Compare the leaf of the buckeye and the hickory shown in Fig. 99. Both leaves are compound, and each has five leaflets, but they are quite different, because the hickory leaflets are arranged on opposite sides of the leaf-stalk instead of radiating from one point.

There are several varieties of hickory, including the shagbark, or shellbark, the pignut, and pecan.

The name shagbark hickory is taken from the peculiar appearance of the bark, which hangs in loose pieces nearly a foot long and gives the tree a very shaggy effect. Shellbark is another common name for this tree.

The nut which this tree bears is hard and thick, but the kernel is very sweet, and is considered by some superior to all other hickory nuts.

The pignut hickory is so called because the nuts in some parts of the country are used to feed the pigs. It is also called broom hickory. The nuts are small and become bitter after having lain awhile. The wood, however, like all the hickories, is valuable, being hard and tough. There is a difference between strength and toughness. Oak is strong, but not tough. Hickory is both hard and tough. A tough wood is one which will stand bending without breaking. A wood which will bend easily but is not strong cannot be called tough. It must be both strong and elastic, and hickory has both of these qualities.

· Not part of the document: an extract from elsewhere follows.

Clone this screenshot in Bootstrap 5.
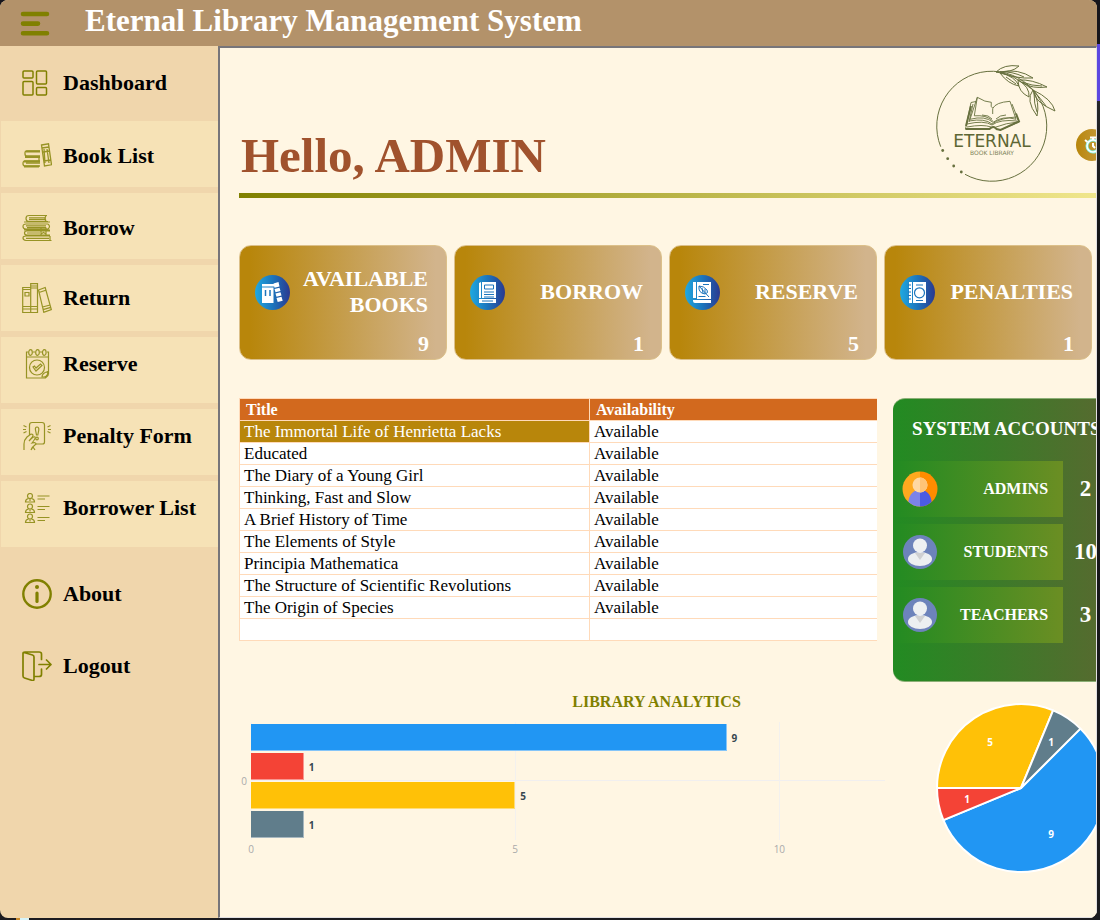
<!DOCTYPE html>
<html lang="en">
<head>
<meta charset="utf-8">
<meta name="viewport" content="width=device-width, initial-scale=1">
<title>Eternal Library Management System</title>
<link href="https://cdn.jsdelivr.net/npm/bootstrap@5.3.0/dist/css/bootstrap.min.css" rel="stylesheet">
<style>
  body {
    font-family: "Liberation Serif", serif;
    font-weight: 700;
    color: #000;
    padding: 0 3px 2px 0;
    background:
      linear-gradient(90deg, #c98a2c 4px, #d8f4f8 4px) 16px 100% / 13px 2px no-repeat,
      linear-gradient(#16151c 44px, #5c47e0 44px, #5c47e0 101px, #25262a 101px, #141416 240px, #1c1c20);
  }
  .app-shell { min-height: calc(100vh - 2px); border-radius: 8px; overflow: hidden; background: #f0d6ac; }
  .app-bar { height: 46px; background: #b3926a; color: #fff; padding-left: 20px; gap: 34px; }
  .app-bar h1 { font-size: 31px; line-height: 40px; font-weight: 700; }
  .menu-btn { width: 31px; height: 28px; padding: 0; border: 0; background: none; }
  .side-menu { width: 218px; flex: none; padding-left: 1px; }
  .side-link { display: flex; align-items: center; gap: 11px; height: 66px; margin-bottom: 6px; padding-left: 21px; font-size: 22px; line-height: 28px; color: #000; text-decoration: none; background: #f6e2b6; }
  .side-link svg { width: 30px; height: 30px; flex: none; fill: none; stroke: #808000; }
  .side-link:not(.side-plain) svg { opacity: .8; }
  .side-link.side-low { padding-bottom: 12px; }
  .side-link.side-plain { background: none; }
  .side-first { height: 75px; margin-bottom: 0; padding-bottom: 2px; }
  .side-gap { margin-top: 14px; }
  .main-pane { min-width: 0; overflow: hidden; background: #fff6e3; border-left: 2px solid #77757a; border-top: 2px solid #77757a; border-right: 1px solid #e2e0e2; border-bottom: 1px solid #e2e0e2; padding-left: 19px; }
  .greeting { height: 145px; }
  .greeting h2 { font-size: 49px; line-height: 60px; font-weight: 700; color: #a0522d; margin: 0 0 7px 2px; }
  .brand-logo { width: 120px; height: 120px; margin: 0 20px 9px 0; }
  .timer-btn { width: 32px; height: 32px; padding: 0; border: 0; border-radius: 50%; background: linear-gradient(90deg, #b8860b, #c9a04a); margin: 0 -12px 32px 0; }
  .rule-line { height: 5px; background: linear-gradient(90deg, #808000, #f0e68c); }
  .stat-grid { display: grid; grid-template-columns: repeat(4, minmax(0, 1fr)); gap: 7px; margin: 47px 4px 38px 0; }
  .stat-tile { height: 115px; border-radius: 12px; border: 1px solid #dcc08a; background: linear-gradient(90deg, #b8860b 5%, #d2b48c 95%); color: #fff; padding: 16px 18px 1px 15px; }
  .stat-tile svg { width: 35px; height: 35px; flex: none; }
  .stat-name { height: 60px; font-size: 22px; line-height: 26px; }
  .stat-count { font-size: 22px; line-height: 26px; margin: 9px -1px 0 0; }
  .book-table { border-collapse: collapse; border-color: #ffdab9; width: 100%; table-layout: fixed; background: #fff; font-weight: 400; font-size: 17px; line-height: 21px; }
  .book-table th { background: #d2691e; color: #fff; font-size: 16px; padding: 0 6px; }
  .book-table td { padding: 0 4px; height: 22px; }
  .book-table th, .book-table td { border: 1px solid #ffdab9; border-right: 0; }
  .book-table th:first-child { width: 350px; }
  .book-table .picked { background: #b8860b; color: #fff; }
  .side-col { flex: 0 0 228px; margin-right: -25px; }
  .accounts { height: 284px; border-radius: 12px; border: 1px solid #8caf76; border-left: 0; background: linear-gradient(90deg, #228b22, #556b2f 90%); color: #fff; }
  .accounts h3 { font-size: 19px; line-height: 24px; font-weight: 700; margin: 18px 0 20px 19px; white-space: nowrap; }
  .account-row { height: 56px; margin-bottom: 7px; }
  .account-name { width: 170px; background: linear-gradient(90deg, #228b22, #6b8e23); font-size: 16px; padding: 0 15px 0 9px; }
  .account-name svg { width: 36px; height: 36px; }
  .account-count { width: 45px; font-size: 23px; text-align: center; }
  .analytics-title { font-size: 16px; line-height: 24px; font-weight: 700; color: #808000; margin: 8px 22px 8px 0; text-align: center; }
  .chart-font { font-family: "Open Sans", sans-serif; font-size: 10px; line-height: 14px; }
  .y-tick { width: 8px; color: #aaa; font-weight: 400; margin-right: 4px; }
  .plot { position: relative; height: 118px; padding-top: 2px; flex: 1; min-width: 0; }
  .plot-grid { position: absolute; inset: 0; background: linear-gradient(#f1efef, #f1efef) 0 58px / 100% 1px no-repeat; }
  .plot-grid i { position: absolute; top: 0; bottom: 0; width: 1px; background: #f3f1ee; }
  .plot-bars { position: relative; display: flex; flex-direction: column; gap: 2px; }
  .bar-line { display: flex; align-items: center; gap: 5px; height: 27px; color: #37474f; }
  .bar-fill { height: 27px; flex: none; border: 1px solid rgba(255,255,255,.45); border-top: 0; border-left: 0; }
  .x-axis { position: relative; height: 14px; margin: 2px 0 0 12px; color: #aaa; font-weight: 400; }
  .x-axis span { position: absolute; transform: translateX(-50%); }
  .pie-chart { width: 172px; height: 172px; margin: -20px 0 0 42px; display: block; }
</style>
<script src="https://cdn.jsdelivr.net/npm/bootstrap@5.3.0/dist/js/bootstrap.bundle.min.js"></script>
</head>
<body>
<div class="app-shell d-flex flex-column">
  <header class="app-bar d-flex align-items-center">
    <button class="menu-btn" type="button" aria-label="Toggle menu">
      <svg class="d-block" width="31" height="28" viewBox="0 0 31 28" stroke="#808000" stroke-width="4.6" stroke-linecap="round"><path d="M3 5h24M3 14.6h15M3 24.300h24"/></svg>
    </button>
    <h1 class="m-0 pb-1 text-nowrap">Eternal Library Management System</h1>
  </header>

  <div class="d-flex flex-grow-1">
    <nav class="side-menu" aria-label="Main">
      <a class="side-link side-plain side-first" href="#"><svg viewBox="0 0 30 30" stroke-width="1.5"><rect x="1" y="3" width="10" height="7" rx="1"/><rect x="14.500" y="3" width="10" height="13" rx="1"/><rect x="1" y="13.500" width="10" height="13.500" rx="1"/><rect x="14.500" y="19.500" width="10" height="7.500" rx="1"/></svg>Dashboard</a>
      <a class="side-link pt-1" href="#"><svg viewBox="0 0 30 30" stroke-width="1.300"><path d="M18 10H5q-2 0-2 1.500v1.500q0 2 2 2h13M4 15h13v5H3M18 20H3q-2 0-2 2.500T3 25h15M4 22h14"/><path stroke-width="2.200" d="M3 16h15M2 20.500h16M2 25.500h15M4 10.500h14"/><path d="M19.500 4l7-1.200 3 21-7 1.200zM20 7l7-1M21 11l7-1M22 20l7-1M22 8l1 14M25 8l2 14"/></svg>Book List</a>
      <a class="side-link pt-1" href="#"><svg viewBox="0 0 30 30" stroke-width="1.200"><path d="M25 2.500H7Q4 2.500 4 5.500T7 8.500h19M24 2.500q-2 3 0 6M7 4.800h16M7 6.700h16M2 9h26M26 11H4q-3 0-3 2.500T4 16h22q3-2.500 0-5M4 12.800h20M5 14.600h19M2 17h26M28 18H5q-2.500 0-2.500 2T5 22h23M5 20h13M28 23H4q-3 0-3 2t3 2.500h25.500M28 23v4M4 25.300h23M19 14.500v6.500l2.500-1.500L24 21v-6.500"/></svg>Borrow</a>
      <a class="side-link" href="#"><svg viewBox="0 0 30 30" stroke-width="1.200"><path d="M.7 4.500h8v25h-8zM8.700.700h6.800v28.800H8.700zM.7 6.500h8M.7 23.500h8M.7 26h8M3 9.500h4V13H3zM8.700 3h6.800M8.700 5h6.800M8.700 23.500h6.800M8.700 26h6.800M16.500 7l6.700-2.500 6.100 22-7.500 2.800zM17 9.500l6.800-2.300M20.500 24l7.600-2M21 26.600l7.800-2.300"/></svg>Return</a>
      <a class="side-link side-low" href="#"><svg viewBox="0 0 30 30" stroke-width="1.200"><path d="M6 3H4.500v26H23l3.500-4V3H25M11 3h2M18 3h2M4.500 8h22M26 22v4.500L23.500 29H18"/><ellipse cx="8.500" cy="3.500" rx="1.800" ry="2.800"/><ellipse cx="15.500" cy="3.500" rx="1.800" ry="2.800"/><ellipse cx="22.300" cy="3.500" rx="1.800" ry="2.800"/><circle cx="15" cy="18.500" r="7.500"/><path d="M11 18l3 4 6-5.500-1.500-1.500-4.500 4-1.500-2zM20 28q0-4 6-5.500 0 5-4 5.500z"/></svg>Reserve</a>
      <a class="side-link side-low" href="#"><svg viewBox="0 0 30 30" stroke-width="1.200"><path d="M7.500 14V4q0-2.500 2.500-2.500h10q2.500 0 2.500 2.500v17q0 2-2 2h-7"/><path d="M15 6q-2 0-1.500 3l1 5h1.300l1-5Q17 6 15 6z"/><circle cx="15" cy="17.500" r="1.300"/><path d="M2 29v-6q0-4 3-7l4-3q3 0 1.500 3L7 20q5-5 6-4t-3 6q4-1 4 1-4 3-5 6M11 26l2 3M1.500 4.500l3 1.500M1 8.500h3M1.500 12l3-1.500M28.500 4.500l-3 1.500M29 8.500h-3M28.500 12l-3-1.500"/></svg>Penalty Form</a>
      <a class="side-link side-low" href="#"><svg viewBox="0 0 30 30" stroke-width="1.200"><g id="person"><circle cx="8" cy="3" r="2.500"/><path d="M6.500 5.500q-3 .5-3 3.500h9q0-3-3-3.500M8 6v2"/></g><use href="#person" y="10.500"/><use href="#person" y="20.500"/><path d="M15.500 3h12M15.500 6h7.500M15.500 13.500h12M15.500 16.500h7.500M15.500 24.500h12M15.500 27.500h7.500"/></svg>Borrower List</a>
      <a class="side-link side-plain side-gap" href="#"><svg viewBox="0 0 30 30"><circle cx="15" cy="15" r="13.700" stroke-width="2.400"/><path d="M15 14v8.500" stroke-width="3.200" stroke-linecap="round"/><circle cx="15" cy="8" r="2" fill="#808000" stroke="none"/></svg>About</a>
      <a class="side-link side-plain" href="#"><svg viewBox="0 0 30 30" stroke-width="1.700" stroke-linecap="round" stroke-linejoin="round"><path d="M1 2.500q0-1.500 2-1.500h14q2.500 0 2.500 2v5.500M19.500 18v5.500q0 2-2.500 2h-4.500M1 2.500v22.500q0 1.500 1.500 2l8 2.500q1.500.3 1.500-1.500V6q0-1.500-1.500-2L2 1.500M17 13.500h12M24.500 9l4.500 4.500-4.500 4.500"/></svg>Logout</a>
    </nav>

    <main class="main-pane flex-grow-1">
      <section class="greeting d-flex align-items-end">
        <h2 class="me-auto text-nowrap">Hello, ADMIN</h2>
        <svg class="brand-logo flex-shrink-0" viewBox="0 0 120 120" fill="none" stroke="#67703e" stroke-width="1" role="img" aria-label="Eternal Book Library">
          <path d="M4.700 82.700A55 55 0 1 1 29 110.300"/>
          <g fill="#67703e" stroke="none"><circle cx="6.700" cy="86.500" r="1.400"/><circle cx="11.700" cy="94.700" r="1.400"/><circle cx="17.700" cy="102" r="1.400"/><circle cx="25.300" cy="108" r="1.400"/></g>
          <path d="M60 8q14 2 22 8 9 5 15 10 8 9 13 16M60 8q8-8 23-6-7 7-23 6M64 8q18-4 33 6-18 1-33-6M64 9q8 11 19 13-4-10-19-13M82 16q14-1 29 7-15 2-24-4M82 16q0 12 11 17 1-10-11-17M97 26q1 12 22 21-3-12-22-21M97 26q-8 10 4 26 3-14-4-26M64 8q12-1 24 5M86 18q10 4 20 4M98 29q0 11 3 19M70 13q6 4 10 7"/>
          <path stroke-width=".9" d="M35 38.500L29.500 65h24q4-4 7 0l4 1 18.500-8L76 40M35 38.500l5-1M41.300 33.300q8 5 14 5-1 5 1.500 6 3-6 17.200-7l6 18q-13-4-23 3-8-7-23-3zM41.300 33.300l-3 18.500q12-1 18.400 5M56.700 44.500V50M31 60q17-4 25 1 8-6 25-4M31 63q16-3 24 0M60 63q10-4 22-5M33 57q16-3 23 3 8-6 24-7M37 40l-4 18M46 51q7 0 10 4M60 55q4-4 10-4"/>
          <path stroke-width="2" d="M29.500 65h24q4-4 7 0l4 1 18.500-8.500-3-8M35 42l-5 20"/>
          <g fill="#5d6634" stroke="none" text-anchor="middle" font-family="DejaVu Sans, sans-serif" font-weight="400"><text x="56" y="83" font-size="17">ETERNAL</text><text x="56" y="91" font-size="6" opacity=".8">BOOK LIBRARY</text></g>
        </svg>
        <button class="timer-btn flex-shrink-0" type="button" aria-label="Timer"><svg class="d-block" viewBox="0 0 32 32" fill="none"><circle cx="17" cy="17" r="6" stroke="#7ff0e0" stroke-width="3"/><circle cx="17" cy="17" r="6" stroke="#fff" stroke-width="1.500"/><path d="M14 8.500h8M17 8v3M9 11l2.500 2M17 14v3l2 2" stroke="#fff" stroke-width="2"/></svg></button>
      </section>
      <div class="rule-line"></div>

      <section class="stat-grid">
        <div class="stat-tile"><div class="stat-name d-flex align-items-center justify-content-between text-end">
          <svg viewBox="0 0 35 35"><defs><linearGradient id="disc"><stop offset="0" stop-color="#1fa9e1"/><stop offset=".5" stop-color="#1c75bc"/><stop offset="1" stop-color="#2b3990"/></linearGradient></defs><circle cx="17.500" cy="17.500" r="17.500" fill="url(#disc)"/><path fill="#fff" d="M7 9h13v2.500H7zM7 12.500h11.500V28H7zM18.500 8.500l5-1.500 1 4.500-5 1.200zM19.500 14l5-1.200 1 3.300-5 1.200zM20.500 18.500l5-1.200 1 3.300-5 1.200zM21.500 23l5-1.200 1.200 4-5 1.200z"/><path d="M10.500 15v6M15 15v6" stroke="#1c75bc" stroke-width="1.500"/></svg>
          <span>AVAILABLE<br>BOOKS</span></div><div class="stat-count text-end">9</div></div>
        <div class="stat-tile"><div class="stat-name d-flex align-items-center justify-content-between text-end">
          <svg viewBox="0 0 35 35"><circle cx="17.500" cy="17.500" r="17.500" fill="url(#disc)"/><path fill="#fff" d="M9 8l2-1v16H9zM12 7h14v16H12zM9 24h17v4H9z"/><path fill="none" stroke="#1c75bc" d="M14.500 10h9v4h-9zM14 17h10M14 19.500h10M14 22h10M12 26h11"/></svg>
          <span>BORROW</span></div><div class="stat-count text-end">1</div></div>
        <div class="stat-tile"><div class="stat-name d-flex align-items-center justify-content-between text-end">
          <svg viewBox="0 0 35 35"><circle cx="17.500" cy="17.500" r="17.500" fill="url(#disc)"/><path fill="#fff" d="M8 7h3v16H8zM12 7h14v17H12zM8 25h18v3H10q-2 0-2-2z"/><path fill="none" stroke="#1c75bc" d="M14 11q-1 7 6 8 4-1 2-4-3-4-8-4l10 11M18 9.500h6M13.500 21.500h7M17 13l1 5M20 14v5"/></svg>
          <span>RESERVE</span></div><div class="stat-count text-end">5</div></div>
        <div class="stat-tile"><div class="stat-name d-flex align-items-center justify-content-between text-end">
          <svg viewBox="0 0 35 35"><circle cx="17.500" cy="17.500" r="17.500" fill="url(#disc)"/><path fill="#fff" d="M9 7h3v21H9zM13 7h13v21H13z"/><path stroke="#1c75bc" stroke-width="1.200" d="M8 10h3M8 13.500h3M8 17h3M8 20.500h3M8 24h3M16 10h7M16 25.500h7"/><circle cx="19.500" cy="17.800" r="5" fill="none" stroke="#1c75bc" stroke-width="1.200"/></svg>
          <span>PENALTIES</span></div><div class="stat-count text-end">1</div></div>
      </section>

      <section class="d-flex align-items-start">
        <div class="flex-grow-1" style="min-width:0">
          <table class="book-table">
            <thead><tr><th scope="col">Title</th><th scope="col">Availability</th></tr></thead>
            <tbody>
              <tr><td class="picked">The Immortal Life of Henrietta Lacks</td><td>Available</td></tr>
              <tr><td>Educated</td><td>Available</td></tr>
              <tr><td>The Diary of a Young Girl</td><td>Available</td></tr>
              <tr><td>Thinking, Fast and Slow</td><td>Available</td></tr>
              <tr><td>A Brief History of Time</td><td>Available</td></tr>
              <tr><td>The Elements of Style</td><td>Available</td></tr>
              <tr><td>Principia Mathematica</td><td>Available</td></tr>
              <tr><td>The Structure of Scientific Revolutions</td><td>Available</td></tr>
              <tr><td>The Origin of Species</td><td>Available</td></tr>
              <tr><td></td><td></td></tr>
            </tbody>
          </table>
        </div>
        <aside class="side-col ms-3">
          <div class="accounts">
            <h3>SYSTEM ACCOUNTS</h3>
            <div class="account-row d-flex align-items-center">
              <div class="account-name h-100 d-flex align-items-center justify-content-between"><svg viewBox="0 0 36 36"><clipPath id="face"><circle cx="18" cy="18" r="17.500"/></clipPath><g clip-path="url(#face)"><path fill="#ffa91f" d="M0 0h18v36H0z"/><path fill="#ff8c00" d="M18 0h18v36H18z"/><path fill="#7c83e8" d="M6 36q0-17 12-17v17z"/><path fill="#4c5be3" d="M30 36q0-17-12-17v17z"/><circle cx="18" cy="14" r="7.500" fill="#ffd8a3"/><path fill="#ffc477" d="M18 6.500a7.500 7.500 0 0 1 0 15z"/></g></svg><span>ADMINS</span></div>
              <div class="account-count">2</div>
            </div>
            <div class="account-row d-flex align-items-center">
              <div class="account-name h-100 d-flex align-items-center justify-content-between"><svg viewBox="0 0 36 36"><g id="member"><circle cx="18" cy="18" r="17" fill="#6d83bb"/><ellipse cx="18" cy="25" rx="12" ry="7" fill="#eceff1"/><path fill="#cfd0d2" d="M13 19h10l-5 7z"/><circle cx="18" cy="11.500" r="7" fill="#eef0f2"/></g></svg><span>STUDENTS</span></div>
              <div class="account-count">10</div>
            </div>
            <div class="account-row d-flex align-items-center">
              <div class="account-name h-100 d-flex align-items-center justify-content-between"><svg viewBox="0 0 36 36"><use href="#member"/></svg><span>TEACHERS</span></div>
              <div class="account-count">3</div>
            </div>
          </div>
        </aside>
      </section>

      <h3 class="analytics-title">LIBRARY ANALYTICS</h3>
      <section class="d-flex align-items-start">
        <div class="chart-font flex-grow-1" style="min-width:0">
          <div class="d-flex align-items-center">
            <span class="y-tick text-end">0</span>
            <div class="plot">
              <div class="plot-grid"><i style="left:0"></i><i style="left:41.67%"></i><i style="left:83.33%"></i></div>
              <div class="plot-bars">
                <div class="bar-line"><div class="bar-fill" style="width:75%;background-color:#2196f3"></div>9</div>
                <div class="bar-line"><div class="bar-fill" style="width:8.33%;background-color:#f44336"></div>1</div>
                <div class="bar-line"><div class="bar-fill" style="width:41.67%;background-color:#ffc107"></div>5</div>
                <div class="bar-line"><div class="bar-fill" style="width:8.33%;background-color:#607d8b"></div>1</div>
              </div>
            </div>
          </div>
          <div class="x-axis"><span style="left:0">0</span><span style="left:41.67%">5</span><span style="left:83.33%">10</span></div>
        </div>
        <div class="side-col ms-2">
          <svg class="pie-chart" viewBox="0 0 172 172" role="img" aria-label="Library analytics pie chart">
            <g stroke="#fff" stroke-width="2" stroke-linejoin="round">
              <path fill="#2196f3" d="M86 86L145.400 26.600A84 84 0 1 1 8.400 118.100z"/>
              <path fill="#f44336" d="M86 86L8.400 118.100A84 84 0 0 1 2 86z"/>
              <path fill="#ffc107" d="M86 86L2 86A84 84 0 0 1 118.100 8.400z"/>
              <path fill="#607d8b" d="M86 86L118.100 8.400A84 84 0 0 1 145.400 26.600z"/>
            </g>
            <g class="chart-font" fill="#fff" text-anchor="middle"><text x="116" y="136">9</text><text x="32" y="101">1</text><text x="55" y="44">5</text><text x="116" y="44">1</text></g>
          </svg>
        </div>
      </section>
    </main>
  </div>
</div>
</body>
</html>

41. The Pecan. We usually think of the pecan nut as different from the hickory, yet they belong to the same family. The pecan hickory is a southern tree which delights in the warm climate south of the Ohio River, and in Texas is found as a grand forest giant one hundred and fifty feet high, producing an enormous crop of the sweetest and most delicately flavored nuts. The leaf has nine leaflets and occasionally as many as fifteen.

Fig. 100.

Black Walnut Butternut

42. The Black Walnut and Butternut. Perhaps no two trees are so difficult for the city boy or girl to distinguish as the butternut and black walnut. Both have compound leaves, the number of leaflets varying from nine to seventeen for the butternut and from fifteen to twenty-three for the black walnut. A leaf having fifteen leaflets, then, might belong to either tree if there were no other way to distinguish them. The teeth on the black-walnut leaflet are larger and sharper than on the butternut, and the fuzzy stem is lacking. The green nuts, too, are different, the black walnuts being just about the size and shape of green lemons, the butternuts longer and thinner; but the unmistakable feature is the odor. Having once smelled the crushed leaves of a butternut and a black walnut, a person will thereafter need no other test.

The use of black-walnut lumber for making furniture was at one time very common. The great supply of this valuable wood has been exhausted and other woods have become fashionable. It is still used for gunstocks, for which purpose nothing seems better suited.

Butternut is a light-colored wood, but takes a good polish and is occasionally used in cabinet work.

43. The Locusts. The locust family is a large one; its members all bear compound leaves, and their fruit is in the form of beans instead of nuts.

The common yellow or black locust is famous for its hard, durable wood, its delicate light green leaves, and its white flowers.

The tree is not very beautiful when the leaves are off, but its wood is so valuable that its beauty is not considered. The wood is yellow and becomes very hard after it has dried.

The honey locust is another common member of this family.

Fig. 101.

The Locust The Honey Locust

44. The Honey Locust. Its leaves are much finer and somewhat resemble ferns. It may always be known by the dangerous sharp-pointed thorns which grow all over the tree. These thorns are unusually large, sometimes being found in great bunches and as long as six inches. Its fruit is a long, thin, brownish pod, which is sweet and contains little light brown beans. The wood is strong and durable.

45. The Ash. Every boy who has owned a rowboat knows that oars are made of wood from the ash. This is because the oar must be elastic as well as strong, and the timber of the ash tree supplies these two qualities. The ash is one of our tallest and noblest forest trees. It is rather slim in build, with beautiful clean shiny green foliage. The members of this group seem to be fond of colors, and we have the white ash, red ash, green ash, blue ash, and black ash.

There are slight differences in the leaves and seeds, but, as in other trees, when we have once seen an ash seed we can always thereafter distinguish an ash tree. Fig. 102 shows the seed of the red ash. It is a winged seed, with the seed part inclosed by the wing.

Fig. 102. Red Ash

The compound leaf of the white ash has from five to seven leaflets and the black ash has from seven to eleven. The wood is hard, tough, and elastic, has a handsome grain, and is used for many purposes besides making oars, such as furniture, carriages, and those farm implements which require strength. The Indian could find no better wood for his bow, and even Cupid is said to have first made his arrows of ash.